[Front-end source files]
..........

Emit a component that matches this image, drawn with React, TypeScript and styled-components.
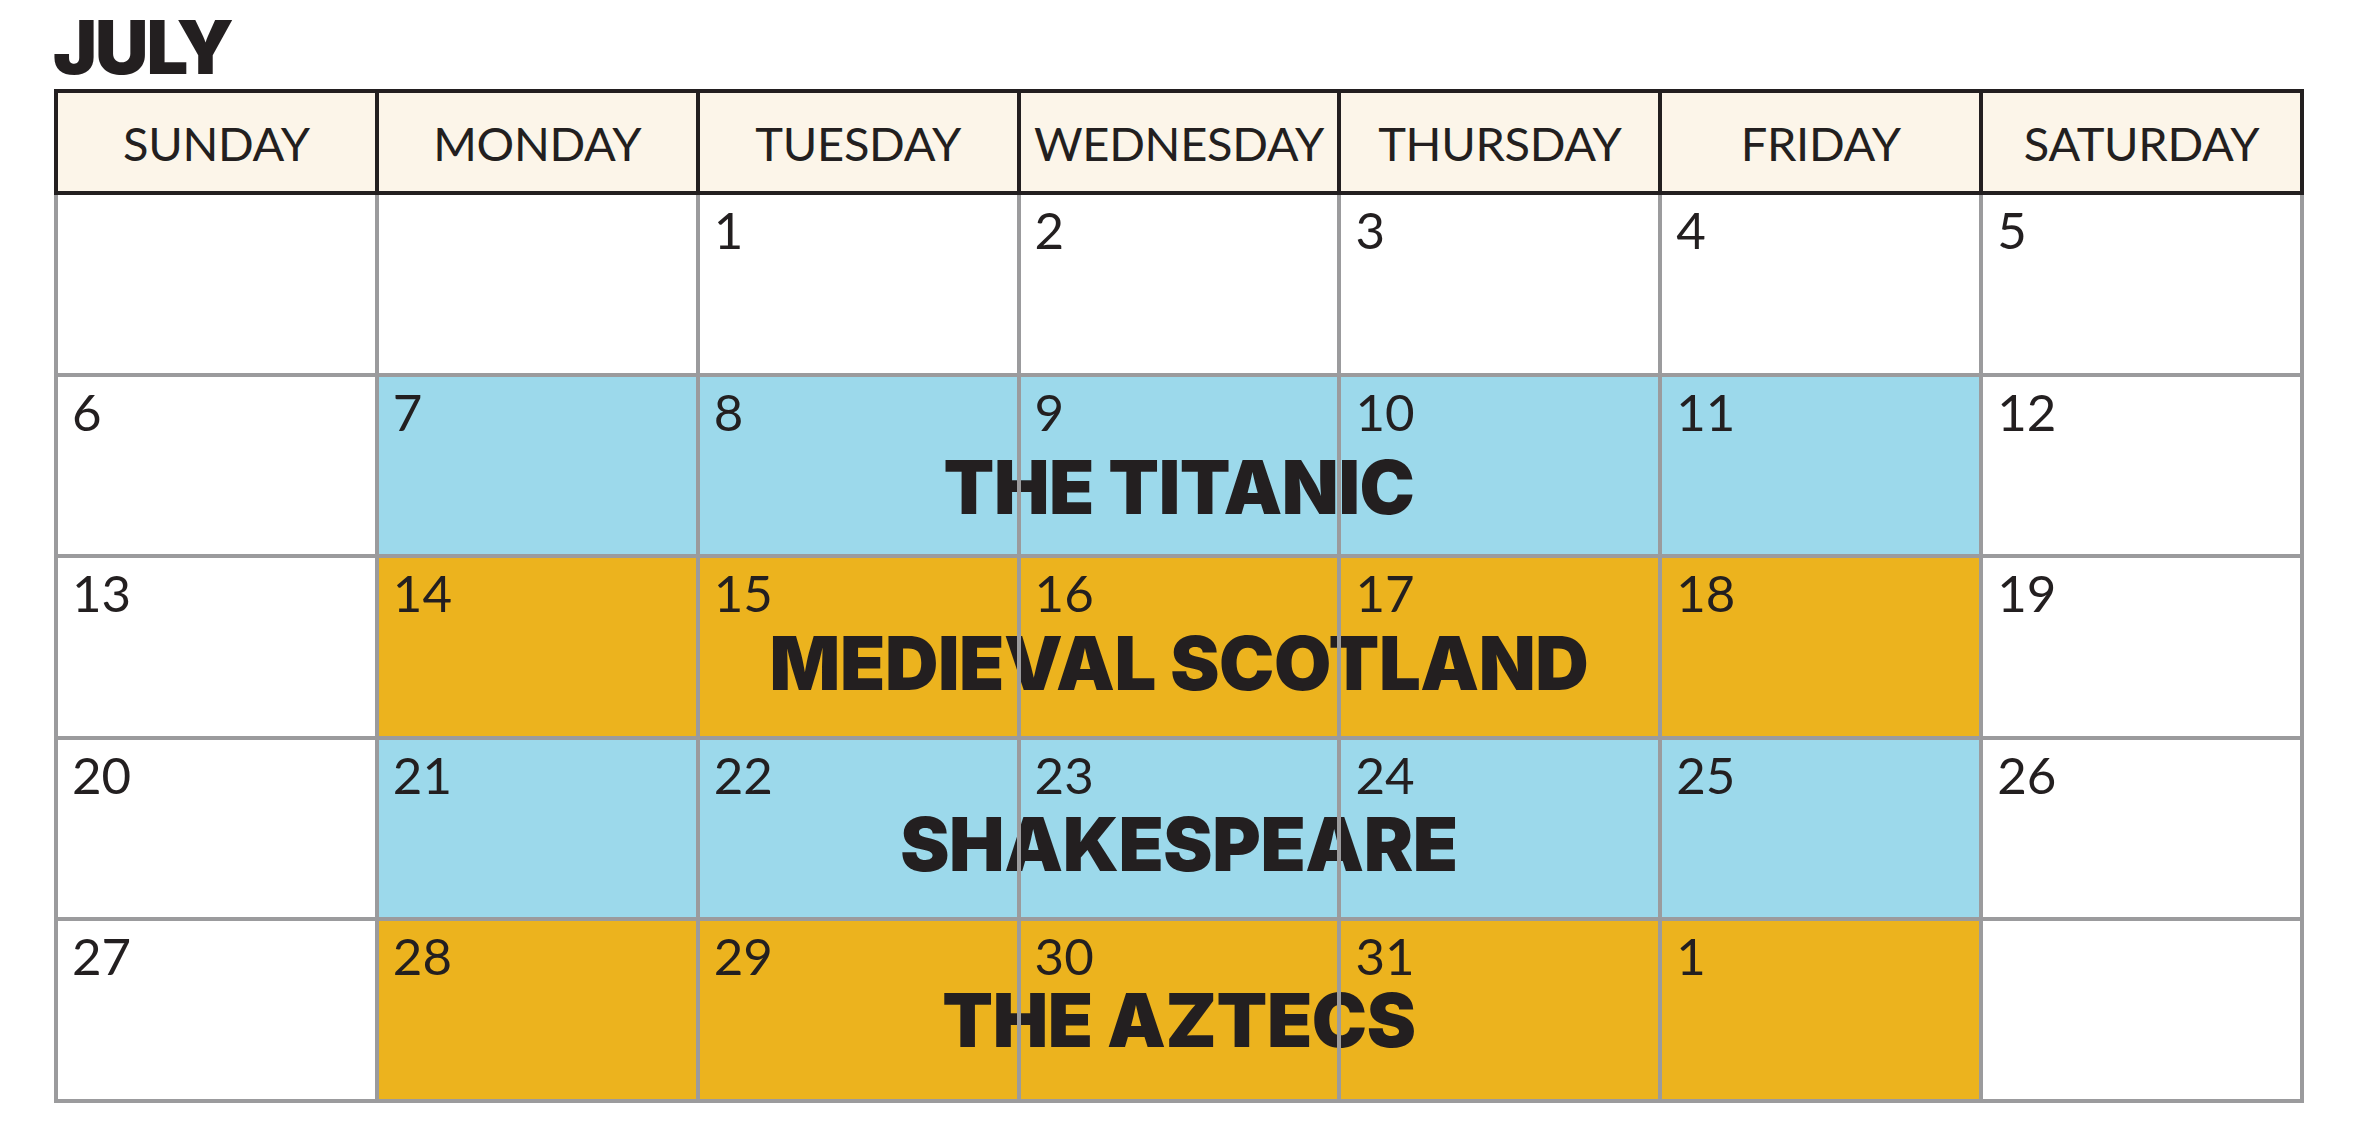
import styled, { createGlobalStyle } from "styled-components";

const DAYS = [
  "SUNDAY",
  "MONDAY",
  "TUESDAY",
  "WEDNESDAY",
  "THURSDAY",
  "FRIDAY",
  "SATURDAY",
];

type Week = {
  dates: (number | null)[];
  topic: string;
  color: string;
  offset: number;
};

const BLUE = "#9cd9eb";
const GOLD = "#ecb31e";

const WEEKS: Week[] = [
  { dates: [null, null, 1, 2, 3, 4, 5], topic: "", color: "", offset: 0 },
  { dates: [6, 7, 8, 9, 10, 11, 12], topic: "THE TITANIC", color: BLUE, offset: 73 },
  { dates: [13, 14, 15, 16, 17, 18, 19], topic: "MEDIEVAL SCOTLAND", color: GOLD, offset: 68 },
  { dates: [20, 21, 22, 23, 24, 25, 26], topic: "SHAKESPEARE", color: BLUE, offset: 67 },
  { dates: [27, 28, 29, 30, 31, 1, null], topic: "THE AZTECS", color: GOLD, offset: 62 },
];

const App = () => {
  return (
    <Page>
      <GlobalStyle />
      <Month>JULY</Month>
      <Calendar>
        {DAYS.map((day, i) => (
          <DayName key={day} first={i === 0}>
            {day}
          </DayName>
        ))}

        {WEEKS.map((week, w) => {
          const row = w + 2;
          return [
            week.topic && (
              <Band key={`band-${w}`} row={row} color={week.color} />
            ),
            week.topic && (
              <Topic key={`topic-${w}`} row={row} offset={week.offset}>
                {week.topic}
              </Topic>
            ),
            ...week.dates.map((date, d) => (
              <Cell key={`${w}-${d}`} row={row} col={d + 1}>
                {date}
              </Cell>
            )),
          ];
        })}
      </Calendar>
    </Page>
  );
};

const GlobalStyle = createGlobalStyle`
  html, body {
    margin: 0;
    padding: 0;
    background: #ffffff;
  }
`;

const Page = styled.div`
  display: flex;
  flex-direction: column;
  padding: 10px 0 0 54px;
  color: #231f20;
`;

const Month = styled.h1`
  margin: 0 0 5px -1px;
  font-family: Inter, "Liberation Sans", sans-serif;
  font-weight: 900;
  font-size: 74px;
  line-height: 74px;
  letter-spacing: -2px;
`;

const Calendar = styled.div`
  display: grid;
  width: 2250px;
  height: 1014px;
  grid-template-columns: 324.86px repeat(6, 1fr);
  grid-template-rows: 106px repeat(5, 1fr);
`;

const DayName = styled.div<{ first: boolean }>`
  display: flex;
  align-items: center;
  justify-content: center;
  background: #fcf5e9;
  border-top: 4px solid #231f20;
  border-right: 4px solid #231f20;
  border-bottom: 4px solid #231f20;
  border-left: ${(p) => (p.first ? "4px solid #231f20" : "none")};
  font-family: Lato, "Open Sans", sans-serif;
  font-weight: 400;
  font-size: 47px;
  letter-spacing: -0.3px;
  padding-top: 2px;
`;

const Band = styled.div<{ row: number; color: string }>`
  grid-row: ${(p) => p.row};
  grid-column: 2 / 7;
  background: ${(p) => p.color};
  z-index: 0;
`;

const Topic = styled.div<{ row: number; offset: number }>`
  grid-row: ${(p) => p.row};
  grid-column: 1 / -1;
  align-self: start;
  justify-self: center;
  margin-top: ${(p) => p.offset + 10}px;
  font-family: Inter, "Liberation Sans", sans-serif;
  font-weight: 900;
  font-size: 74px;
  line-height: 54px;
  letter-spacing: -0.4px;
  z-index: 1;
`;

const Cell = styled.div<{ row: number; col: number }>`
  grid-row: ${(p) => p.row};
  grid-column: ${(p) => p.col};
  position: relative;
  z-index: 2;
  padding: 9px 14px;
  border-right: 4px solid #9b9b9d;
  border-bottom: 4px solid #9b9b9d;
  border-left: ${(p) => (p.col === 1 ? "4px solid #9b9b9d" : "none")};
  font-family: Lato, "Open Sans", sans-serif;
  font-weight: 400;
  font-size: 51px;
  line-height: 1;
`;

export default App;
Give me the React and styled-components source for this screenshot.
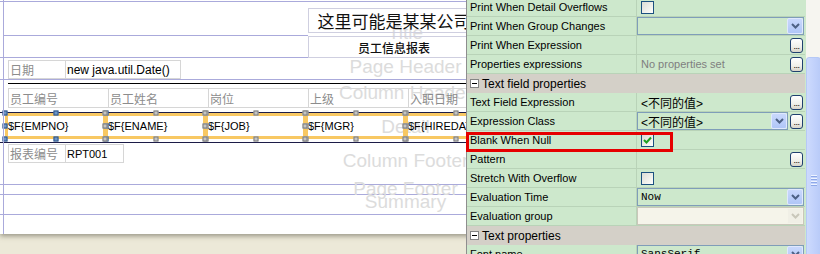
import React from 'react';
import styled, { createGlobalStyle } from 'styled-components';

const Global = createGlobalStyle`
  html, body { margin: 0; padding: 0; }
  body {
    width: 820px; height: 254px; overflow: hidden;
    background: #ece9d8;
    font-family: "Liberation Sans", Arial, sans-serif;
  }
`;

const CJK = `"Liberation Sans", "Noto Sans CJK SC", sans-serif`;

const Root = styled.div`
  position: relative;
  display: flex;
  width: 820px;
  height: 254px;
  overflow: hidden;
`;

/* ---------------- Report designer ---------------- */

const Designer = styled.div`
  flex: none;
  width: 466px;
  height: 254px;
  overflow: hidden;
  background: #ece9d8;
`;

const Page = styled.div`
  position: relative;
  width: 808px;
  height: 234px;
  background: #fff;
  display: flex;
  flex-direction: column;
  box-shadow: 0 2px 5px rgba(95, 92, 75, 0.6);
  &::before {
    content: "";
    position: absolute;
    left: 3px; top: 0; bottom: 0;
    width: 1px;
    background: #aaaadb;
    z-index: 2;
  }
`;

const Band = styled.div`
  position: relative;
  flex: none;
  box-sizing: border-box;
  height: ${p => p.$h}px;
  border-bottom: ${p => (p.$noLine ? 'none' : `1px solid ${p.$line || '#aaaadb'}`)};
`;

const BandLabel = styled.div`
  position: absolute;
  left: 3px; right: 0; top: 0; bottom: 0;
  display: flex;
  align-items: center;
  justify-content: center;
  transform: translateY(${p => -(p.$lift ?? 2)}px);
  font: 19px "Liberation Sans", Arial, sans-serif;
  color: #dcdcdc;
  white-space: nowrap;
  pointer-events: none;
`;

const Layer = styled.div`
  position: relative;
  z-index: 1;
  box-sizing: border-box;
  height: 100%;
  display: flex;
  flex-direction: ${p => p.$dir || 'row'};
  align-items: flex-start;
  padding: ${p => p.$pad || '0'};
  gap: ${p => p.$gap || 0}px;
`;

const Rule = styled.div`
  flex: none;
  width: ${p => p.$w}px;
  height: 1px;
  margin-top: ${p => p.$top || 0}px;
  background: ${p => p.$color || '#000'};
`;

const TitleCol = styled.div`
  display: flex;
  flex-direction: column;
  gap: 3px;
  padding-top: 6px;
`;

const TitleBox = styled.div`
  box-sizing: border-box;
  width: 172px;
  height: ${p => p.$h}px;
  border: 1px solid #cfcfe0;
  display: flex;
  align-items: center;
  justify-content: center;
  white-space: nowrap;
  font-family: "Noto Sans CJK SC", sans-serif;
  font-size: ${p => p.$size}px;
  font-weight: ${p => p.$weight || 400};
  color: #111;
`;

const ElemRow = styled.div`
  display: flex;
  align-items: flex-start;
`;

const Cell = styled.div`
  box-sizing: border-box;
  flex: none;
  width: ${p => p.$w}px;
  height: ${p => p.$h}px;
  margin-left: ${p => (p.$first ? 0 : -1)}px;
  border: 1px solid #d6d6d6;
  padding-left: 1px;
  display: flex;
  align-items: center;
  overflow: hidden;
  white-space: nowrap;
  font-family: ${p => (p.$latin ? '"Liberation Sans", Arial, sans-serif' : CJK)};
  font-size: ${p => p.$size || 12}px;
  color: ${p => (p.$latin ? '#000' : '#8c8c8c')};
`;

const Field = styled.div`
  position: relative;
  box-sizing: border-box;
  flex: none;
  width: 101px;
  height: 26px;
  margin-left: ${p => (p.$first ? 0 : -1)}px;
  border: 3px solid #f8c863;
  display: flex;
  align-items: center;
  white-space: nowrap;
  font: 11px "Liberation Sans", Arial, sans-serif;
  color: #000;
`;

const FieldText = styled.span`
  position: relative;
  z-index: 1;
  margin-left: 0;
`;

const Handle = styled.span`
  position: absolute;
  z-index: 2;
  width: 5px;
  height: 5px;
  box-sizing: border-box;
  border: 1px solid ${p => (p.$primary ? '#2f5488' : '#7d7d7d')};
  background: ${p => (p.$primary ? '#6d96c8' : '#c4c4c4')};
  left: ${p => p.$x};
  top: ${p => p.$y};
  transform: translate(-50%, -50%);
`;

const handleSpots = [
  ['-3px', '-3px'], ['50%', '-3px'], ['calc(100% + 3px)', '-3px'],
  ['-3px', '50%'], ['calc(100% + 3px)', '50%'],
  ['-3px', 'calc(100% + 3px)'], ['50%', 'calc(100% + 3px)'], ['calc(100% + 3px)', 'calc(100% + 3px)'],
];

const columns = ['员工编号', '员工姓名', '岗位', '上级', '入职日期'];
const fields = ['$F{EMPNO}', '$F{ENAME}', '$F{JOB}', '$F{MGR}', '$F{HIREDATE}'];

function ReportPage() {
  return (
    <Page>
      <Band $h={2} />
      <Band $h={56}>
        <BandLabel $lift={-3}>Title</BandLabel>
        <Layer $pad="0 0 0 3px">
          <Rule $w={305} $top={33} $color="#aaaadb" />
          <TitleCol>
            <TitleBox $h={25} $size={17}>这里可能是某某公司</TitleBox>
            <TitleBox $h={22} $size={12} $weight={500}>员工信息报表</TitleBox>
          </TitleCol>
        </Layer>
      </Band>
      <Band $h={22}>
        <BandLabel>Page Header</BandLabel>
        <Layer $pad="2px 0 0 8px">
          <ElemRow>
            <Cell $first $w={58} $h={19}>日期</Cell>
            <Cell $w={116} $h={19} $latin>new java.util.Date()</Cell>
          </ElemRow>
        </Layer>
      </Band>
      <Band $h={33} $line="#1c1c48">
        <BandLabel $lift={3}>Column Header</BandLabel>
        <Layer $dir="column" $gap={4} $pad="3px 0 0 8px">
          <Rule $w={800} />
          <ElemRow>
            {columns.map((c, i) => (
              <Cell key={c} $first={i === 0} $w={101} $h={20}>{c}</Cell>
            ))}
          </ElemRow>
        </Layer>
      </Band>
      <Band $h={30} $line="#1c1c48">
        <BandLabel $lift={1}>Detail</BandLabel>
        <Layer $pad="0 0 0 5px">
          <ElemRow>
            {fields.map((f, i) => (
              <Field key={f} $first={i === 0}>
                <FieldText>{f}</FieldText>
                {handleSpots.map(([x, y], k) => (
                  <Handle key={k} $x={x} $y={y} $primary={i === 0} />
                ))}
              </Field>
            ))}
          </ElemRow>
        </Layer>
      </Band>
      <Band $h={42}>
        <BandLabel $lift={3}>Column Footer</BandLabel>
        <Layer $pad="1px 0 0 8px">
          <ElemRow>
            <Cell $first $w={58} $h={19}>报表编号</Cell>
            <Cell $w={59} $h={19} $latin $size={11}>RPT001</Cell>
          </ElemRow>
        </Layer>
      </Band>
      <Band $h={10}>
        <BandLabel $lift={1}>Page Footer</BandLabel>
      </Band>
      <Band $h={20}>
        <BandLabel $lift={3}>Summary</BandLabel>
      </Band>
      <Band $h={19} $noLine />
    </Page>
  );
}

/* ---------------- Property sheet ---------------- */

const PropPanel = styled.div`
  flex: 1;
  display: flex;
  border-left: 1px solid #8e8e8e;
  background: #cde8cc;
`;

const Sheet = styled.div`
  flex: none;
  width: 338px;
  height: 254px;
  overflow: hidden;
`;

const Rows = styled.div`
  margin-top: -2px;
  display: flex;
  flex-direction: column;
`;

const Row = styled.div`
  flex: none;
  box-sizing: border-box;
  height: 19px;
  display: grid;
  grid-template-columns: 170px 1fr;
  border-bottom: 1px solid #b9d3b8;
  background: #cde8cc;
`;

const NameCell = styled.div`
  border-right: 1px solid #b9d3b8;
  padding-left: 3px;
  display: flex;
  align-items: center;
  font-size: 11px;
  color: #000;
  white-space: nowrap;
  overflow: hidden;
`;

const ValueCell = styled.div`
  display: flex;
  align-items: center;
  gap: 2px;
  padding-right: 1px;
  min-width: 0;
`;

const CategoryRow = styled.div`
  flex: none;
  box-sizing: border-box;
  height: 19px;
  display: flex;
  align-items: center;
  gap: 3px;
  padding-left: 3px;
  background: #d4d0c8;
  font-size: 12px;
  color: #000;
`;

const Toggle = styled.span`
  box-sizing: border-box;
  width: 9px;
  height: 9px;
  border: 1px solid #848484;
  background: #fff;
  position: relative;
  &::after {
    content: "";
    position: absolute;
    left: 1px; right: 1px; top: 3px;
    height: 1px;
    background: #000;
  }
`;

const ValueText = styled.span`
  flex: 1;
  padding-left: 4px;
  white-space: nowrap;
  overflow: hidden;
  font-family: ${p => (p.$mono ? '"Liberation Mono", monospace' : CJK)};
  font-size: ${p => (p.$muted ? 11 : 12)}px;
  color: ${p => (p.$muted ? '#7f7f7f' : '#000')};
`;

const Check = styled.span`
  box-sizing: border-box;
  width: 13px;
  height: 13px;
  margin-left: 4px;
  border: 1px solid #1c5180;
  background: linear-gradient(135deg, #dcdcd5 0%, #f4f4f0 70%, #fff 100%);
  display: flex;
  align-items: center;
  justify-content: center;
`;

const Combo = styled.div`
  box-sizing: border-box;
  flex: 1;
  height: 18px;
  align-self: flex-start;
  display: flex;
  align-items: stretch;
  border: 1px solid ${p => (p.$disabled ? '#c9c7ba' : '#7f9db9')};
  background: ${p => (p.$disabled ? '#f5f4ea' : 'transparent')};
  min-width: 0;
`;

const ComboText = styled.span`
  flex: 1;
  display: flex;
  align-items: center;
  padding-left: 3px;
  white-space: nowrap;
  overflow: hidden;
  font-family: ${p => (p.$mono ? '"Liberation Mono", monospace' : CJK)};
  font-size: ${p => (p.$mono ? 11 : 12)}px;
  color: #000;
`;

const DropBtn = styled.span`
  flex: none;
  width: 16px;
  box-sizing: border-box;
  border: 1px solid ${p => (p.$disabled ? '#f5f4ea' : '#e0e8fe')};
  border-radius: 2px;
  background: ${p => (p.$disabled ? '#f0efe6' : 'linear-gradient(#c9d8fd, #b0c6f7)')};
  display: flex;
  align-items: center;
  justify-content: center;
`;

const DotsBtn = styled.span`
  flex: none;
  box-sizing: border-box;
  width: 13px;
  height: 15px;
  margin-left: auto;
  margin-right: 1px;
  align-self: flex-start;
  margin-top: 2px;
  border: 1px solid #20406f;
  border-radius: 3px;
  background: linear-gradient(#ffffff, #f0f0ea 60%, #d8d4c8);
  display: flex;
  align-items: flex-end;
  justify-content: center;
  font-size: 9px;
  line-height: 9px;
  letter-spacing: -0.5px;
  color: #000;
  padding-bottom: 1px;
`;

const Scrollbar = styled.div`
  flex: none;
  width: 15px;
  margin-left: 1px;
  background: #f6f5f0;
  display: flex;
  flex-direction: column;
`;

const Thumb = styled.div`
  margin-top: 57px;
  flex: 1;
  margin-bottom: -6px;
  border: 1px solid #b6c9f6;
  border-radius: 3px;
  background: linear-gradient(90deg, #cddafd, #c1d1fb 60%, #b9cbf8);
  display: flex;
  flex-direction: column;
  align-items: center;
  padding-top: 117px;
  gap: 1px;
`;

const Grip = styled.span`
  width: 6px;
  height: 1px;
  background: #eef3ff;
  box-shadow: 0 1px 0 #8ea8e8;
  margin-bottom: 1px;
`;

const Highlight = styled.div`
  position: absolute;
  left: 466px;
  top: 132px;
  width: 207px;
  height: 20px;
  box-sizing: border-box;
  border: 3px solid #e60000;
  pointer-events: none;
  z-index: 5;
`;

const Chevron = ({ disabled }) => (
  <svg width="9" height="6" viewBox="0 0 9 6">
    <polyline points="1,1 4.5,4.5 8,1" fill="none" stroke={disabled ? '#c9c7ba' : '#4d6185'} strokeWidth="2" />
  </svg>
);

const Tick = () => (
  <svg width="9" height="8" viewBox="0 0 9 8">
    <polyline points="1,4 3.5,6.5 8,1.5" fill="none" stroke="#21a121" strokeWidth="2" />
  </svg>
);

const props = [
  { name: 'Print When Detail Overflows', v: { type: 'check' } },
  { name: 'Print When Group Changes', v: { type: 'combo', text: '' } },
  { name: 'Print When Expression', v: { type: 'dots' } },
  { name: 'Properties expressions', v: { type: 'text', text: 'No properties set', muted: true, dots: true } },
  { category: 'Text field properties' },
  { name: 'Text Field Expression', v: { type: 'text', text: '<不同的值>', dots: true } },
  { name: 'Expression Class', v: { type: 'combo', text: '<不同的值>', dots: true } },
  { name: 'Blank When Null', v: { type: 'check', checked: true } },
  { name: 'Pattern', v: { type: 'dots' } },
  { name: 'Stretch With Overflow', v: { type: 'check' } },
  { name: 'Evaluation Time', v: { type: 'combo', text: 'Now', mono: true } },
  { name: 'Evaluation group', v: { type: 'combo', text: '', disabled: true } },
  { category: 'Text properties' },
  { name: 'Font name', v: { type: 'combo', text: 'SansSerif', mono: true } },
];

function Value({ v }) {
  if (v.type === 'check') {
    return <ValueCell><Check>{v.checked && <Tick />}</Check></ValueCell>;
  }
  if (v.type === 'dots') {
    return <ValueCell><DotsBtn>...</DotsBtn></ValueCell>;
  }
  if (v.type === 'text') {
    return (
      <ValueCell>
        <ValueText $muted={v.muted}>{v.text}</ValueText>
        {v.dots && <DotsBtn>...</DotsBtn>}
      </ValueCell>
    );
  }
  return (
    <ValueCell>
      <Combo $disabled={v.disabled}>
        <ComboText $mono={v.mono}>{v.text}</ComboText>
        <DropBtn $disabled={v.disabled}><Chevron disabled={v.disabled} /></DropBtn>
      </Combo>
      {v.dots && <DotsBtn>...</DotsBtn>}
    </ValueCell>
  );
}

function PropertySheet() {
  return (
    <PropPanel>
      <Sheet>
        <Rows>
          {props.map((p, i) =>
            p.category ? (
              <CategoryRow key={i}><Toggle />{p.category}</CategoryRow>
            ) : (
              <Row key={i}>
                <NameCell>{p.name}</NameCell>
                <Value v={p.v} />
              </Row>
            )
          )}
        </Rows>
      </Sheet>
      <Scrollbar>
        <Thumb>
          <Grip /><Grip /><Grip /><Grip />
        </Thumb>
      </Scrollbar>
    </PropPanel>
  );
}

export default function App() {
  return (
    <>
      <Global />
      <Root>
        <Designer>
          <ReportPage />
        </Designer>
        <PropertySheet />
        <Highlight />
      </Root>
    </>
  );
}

..........

• [OBJECTIVE] Across the data above, how many lines include the word "components"? Give only the count.

• [TASK OUTPUT] 4